_Given task:_
With the pictures omitted, write out the entries that follow exactly as they stand.

_Task material:_
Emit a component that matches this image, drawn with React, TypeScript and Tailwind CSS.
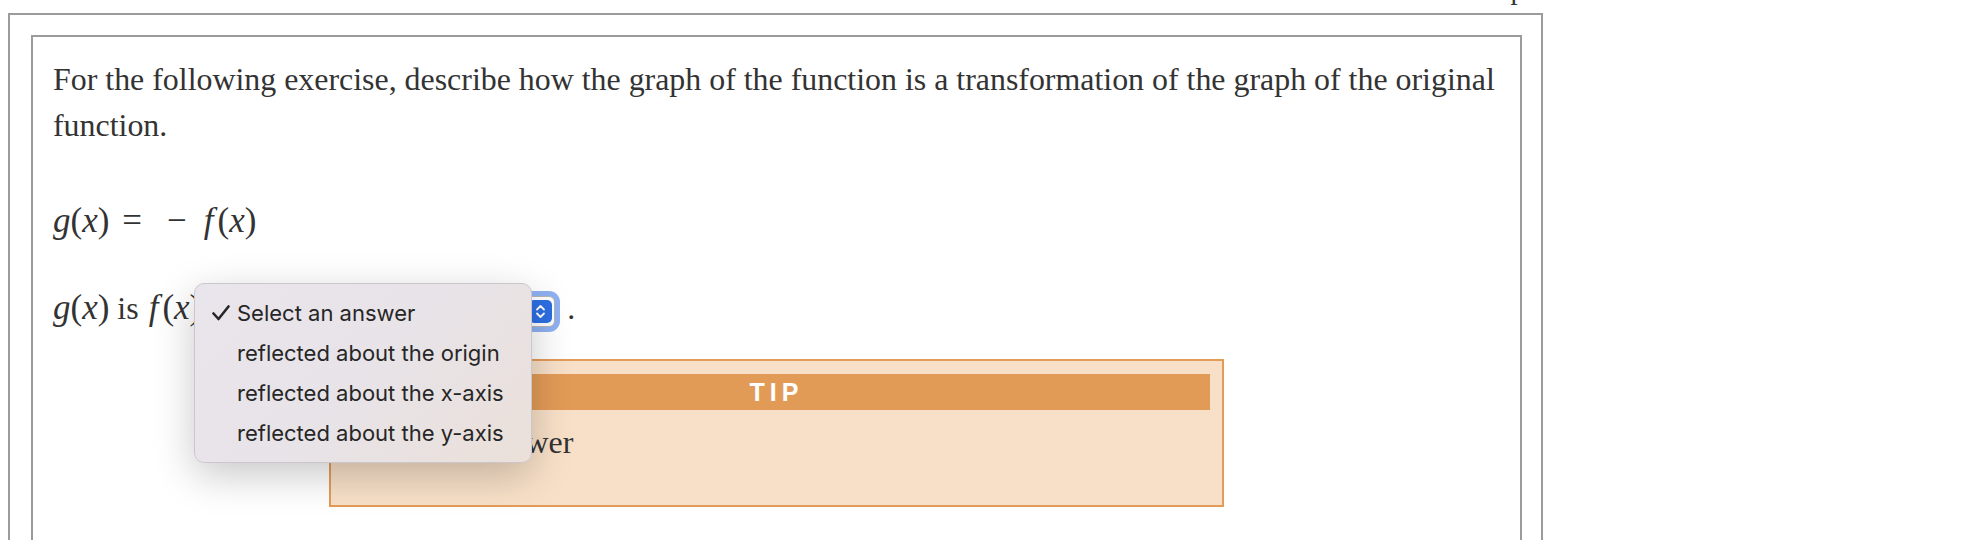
import React from "react";

function Check() {
  return (
    <svg width="18" height="16" viewBox="0 0 18 16" fill="none">
      <path d="M1.5 8.5 L6.5 14 L16.5 1.5" stroke="#262626" strokeWidth="2.6" strokeLinecap="round" strokeLinejoin="round" />
    </svg>
  );
}

function Chevrons() {
  return (
    <svg width="23" height="23" viewBox="0 0 23 23" fill="none">
      <path d="M8 9.5 L11.5 6 L15 9.5" stroke="white" strokeWidth="1.8" strokeLinecap="round" strokeLinejoin="round" />
      <path d="M8 13.5 L11.5 17 L15 13.5" stroke="white" strokeWidth="1.8" strokeLinecap="round" strokeLinejoin="round" />
    </svg>
  );
}

function Gx() {
  return (
    <span className="text-[35px]">
      <span className="italic">g</span>
      <span>(</span>
      <span className="italic">x</span>
      <span>)</span>
    </span>
  );
}

function Fx() {
  return (
    <span className="text-[35px]">
      <span className="italic mr-[4px]">f</span>
      <span>(</span>
      <span className="italic">x</span>
      <span>)</span>
    </span>
  );
}

export default function App() {
  const items = [
    { label: "Select an answer", checked: true },
    { label: "reflected about the origin", checked: false },
    { label: "reflected about the x-axis", checked: false },
    { label: "reflected about the y-axis", checked: false },
  ];
  return (
    <div className="relative w-[1984px] h-[540px] overflow-hidden bg-white text-[#333333] font-['Liberation_Serif',serif]">
      <div className="h-[13px] overflow-hidden">
        <div className="-mt-[25px] text-right pr-[459px] text-[28.8px] leading-none">p</div>
      </div>
      <div className="ml-[8px] w-[1535px] h-[620px] border-2 border-[#9b9b9b] pt-[20px] pl-[21px]">
        <div className="w-[1491px] h-[600px] border-2 border-[#9b9b9b] pt-[20px] px-[20px] text-[31.9px] leading-[46px]">
          <p>
            For the following exercise, describe how the graph of the function is a transformation of the graph of the original function.
          </p>
          <div className="mt-[49px] h-[46px] leading-[46px] flex items-baseline">
            <Gx />
            <span className="text-[35px] ml-[13px]">=</span>
            <span className="text-[35px] ml-[25px]">−</span>
            <span className="ml-[17px]">
              <Fx />
            </span>
          </div>
          <div className="mt-[41px] h-[46px] flex items-baseline leading-[46px]">
            <Gx />
            <span className="ml-[8px]">is</span>
            <span className="ml-[10px]">
              <Fx />
            </span>
            <div className="ml-[14px] w-[340px] h-[31px] flex items-center justify-between rounded-[6px] border border-[#b5b5b5] bg-white pl-[12px] pr-[2px] ring-[5px] ring-[#8fb1f2] font-['Inter',sans-serif] text-[22px] leading-normal text-[#262626]">
              <span>Select an answer</span>
              <span className="flex h-[23px] w-[23px] items-center justify-center rounded-[5px] bg-[#2d6fe3]">
                <Chevrons />
              </span>
            </div>
            <span className="ml-[12px]">.</span>
          </div>
          <div className="mt-[28px] mx-auto w-[895px] h-[148px] border-2 border-[#e39c58] bg-[#f8e0c8] px-[12px] pt-[13px]">
            <div className="h-[36px] bg-[#e29b57] flex items-center justify-center font-['Liberation_Sans',sans-serif] font-bold text-white text-[25px] tracking-[5px] leading-none">
              TIP
            </div>
            <div className="mt-[10px] pl-[16px] leading-[46px]">Select an answer</div>
          </div>
        </div>
      </div>

      <div className="absolute left-[194px] top-[283px] w-[338px] h-[180px] rounded-[10px] border border-[#cbc6cc] bg-[linear-gradient(135deg,#e9e5ec_0%,#e8e3e7_55%,#ebe0d9_100%)] shadow-[0_12px_40px_rgba(0,0,0,0.22)] pt-[9px] font-['Inter',sans-serif] text-[22px] text-[#262626]">
        {items.map((it) => (
          <div key={it.label} className="flex h-[40px] items-center pl-[17px] leading-[40px]">
            <span className="flex w-[25px] items-center">{it.checked ? <Check /> : null}</span>
            <span>{it.label}</span>
          </div>
        ))}
      </div>
    </div>
  );
}
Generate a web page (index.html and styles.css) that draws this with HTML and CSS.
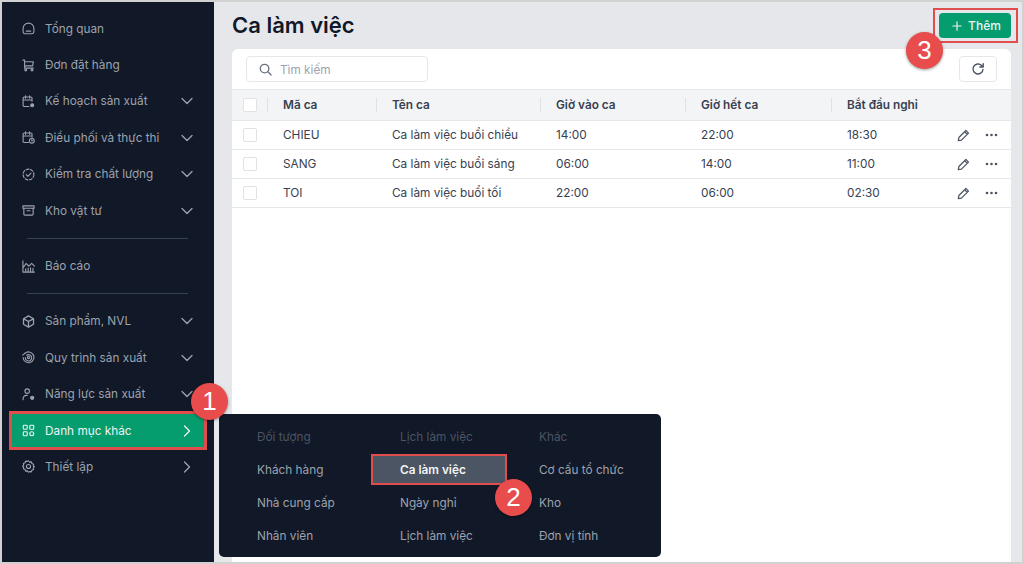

_Solution to the exercise:_
Emit a component that matches this image, drawn with React, TypeScript and Tailwind CSS.
import React from "react";

function Check() {
  return (
    <svg width="18" height="16" viewBox="0 0 18 16" fill="none">
      <path d="M1.5 8.5 L6.5 14 L16.5 1.5" stroke="#262626" strokeWidth="2.6" strokeLinecap="round" strokeLinejoin="round" />
    </svg>
  );
}

function Chevrons() {
  return (
    <svg width="23" height="23" viewBox="0 0 23 23" fill="none">
      <path d="M8 9.5 L11.5 6 L15 9.5" stroke="white" strokeWidth="1.8" strokeLinecap="round" strokeLinejoin="round" />
      <path d="M8 13.5 L11.5 17 L15 13.5" stroke="white" strokeWidth="1.8" strokeLinecap="round" strokeLinejoin="round" />
    </svg>
  );
}

function Gx() {
  return (
    <span className="text-[35px]">
      <span className="italic">g</span>
      <span>(</span>
      <span className="italic">x</span>
      <span>)</span>
    </span>
  );
}

function Fx() {
  return (
    <span className="text-[35px]">
      <span className="italic mr-[4px]">f</span>
      <span>(</span>
      <span className="italic">x</span>
      <span>)</span>
    </span>
  );
}

export default function App() {
  const items = [
    { label: "Select an answer", checked: true },
    { label: "reflected about the origin", checked: false },
    { label: "reflected about the x-axis", checked: false },
    { label: "reflected about the y-axis", checked: false },
  ];
  return (
    <div className="relative w-[1984px] h-[540px] overflow-hidden bg-white text-[#333333] font-['Liberation_Serif',serif]">
      <div className="h-[13px] overflow-hidden">
        <div className="-mt-[25px] text-right pr-[459px] text-[28.8px] leading-none">p</div>
      </div>
      <div className="ml-[8px] w-[1535px] h-[620px] border-2 border-[#9b9b9b] pt-[20px] pl-[21px]">
        <div className="w-[1491px] h-[600px] border-2 border-[#9b9b9b] pt-[20px] px-[20px] text-[31.9px] leading-[46px]">
          <p>
            For the following exercise, describe how the graph of the function is a transformation of the graph of the original function.
          </p>
          <div className="mt-[49px] h-[46px] leading-[46px] flex items-baseline">
            <Gx />
            <span className="text-[35px] ml-[13px]">=</span>
            <span className="text-[35px] ml-[25px]">−</span>
            <span className="ml-[17px]">
              <Fx />
            </span>
          </div>
          <div className="mt-[41px] h-[46px] flex items-baseline leading-[46px]">
            <Gx />
            <span className="ml-[8px]">is</span>
            <span className="ml-[10px]">
              <Fx />
            </span>
            <div className="ml-[14px] w-[340px] h-[31px] flex items-center justify-between rounded-[6px] border border-[#b5b5b5] bg-white pl-[12px] pr-[2px] ring-[5px] ring-[#8fb1f2] font-['Inter',sans-serif] text-[22px] leading-normal text-[#262626]">
              <span>Select an answer</span>
              <span className="flex h-[23px] w-[23px] items-center justify-center rounded-[5px] bg-[#2d6fe3]">
                <Chevrons />
              </span>
            </div>
            <span className="ml-[12px]">.</span>
          </div>
          <div className="mt-[28px] mx-auto w-[895px] h-[148px] border-2 border-[#e39c58] bg-[#f8e0c8] px-[12px] pt-[13px]">
            <div className="h-[36px] bg-[#e29b57] flex items-center justify-center font-['Liberation_Sans',sans-serif] font-bold text-white text-[25px] tracking-[5px] leading-none">
              TIP
            </div>
            <div className="mt-[10px] pl-[16px] leading-[46px]">Select an answer</div>
          </div>
        </div>
      </div>

      <div className="absolute left-[194px] top-[283px] w-[338px] h-[180px] rounded-[10px] border border-[#cbc6cc] bg-[linear-gradient(135deg,#e9e5ec_0%,#e8e3e7_55%,#ebe0d9_100%)] shadow-[0_12px_40px_rgba(0,0,0,0.22)] pt-[9px] font-['Inter',sans-serif] text-[22px] text-[#262626]">
        {items.map((it) => (
          <div key={it.label} className="flex h-[40px] items-center pl-[17px] leading-[40px]">
            <span className="flex w-[25px] items-center">{it.checked ? <Check /> : null}</span>
            <span>{it.label}</span>
          </div>
        ))}
      </div>
    </div>
  );
}
Generate a web page (index.html and styles.css) that draws this with HTML and CSS.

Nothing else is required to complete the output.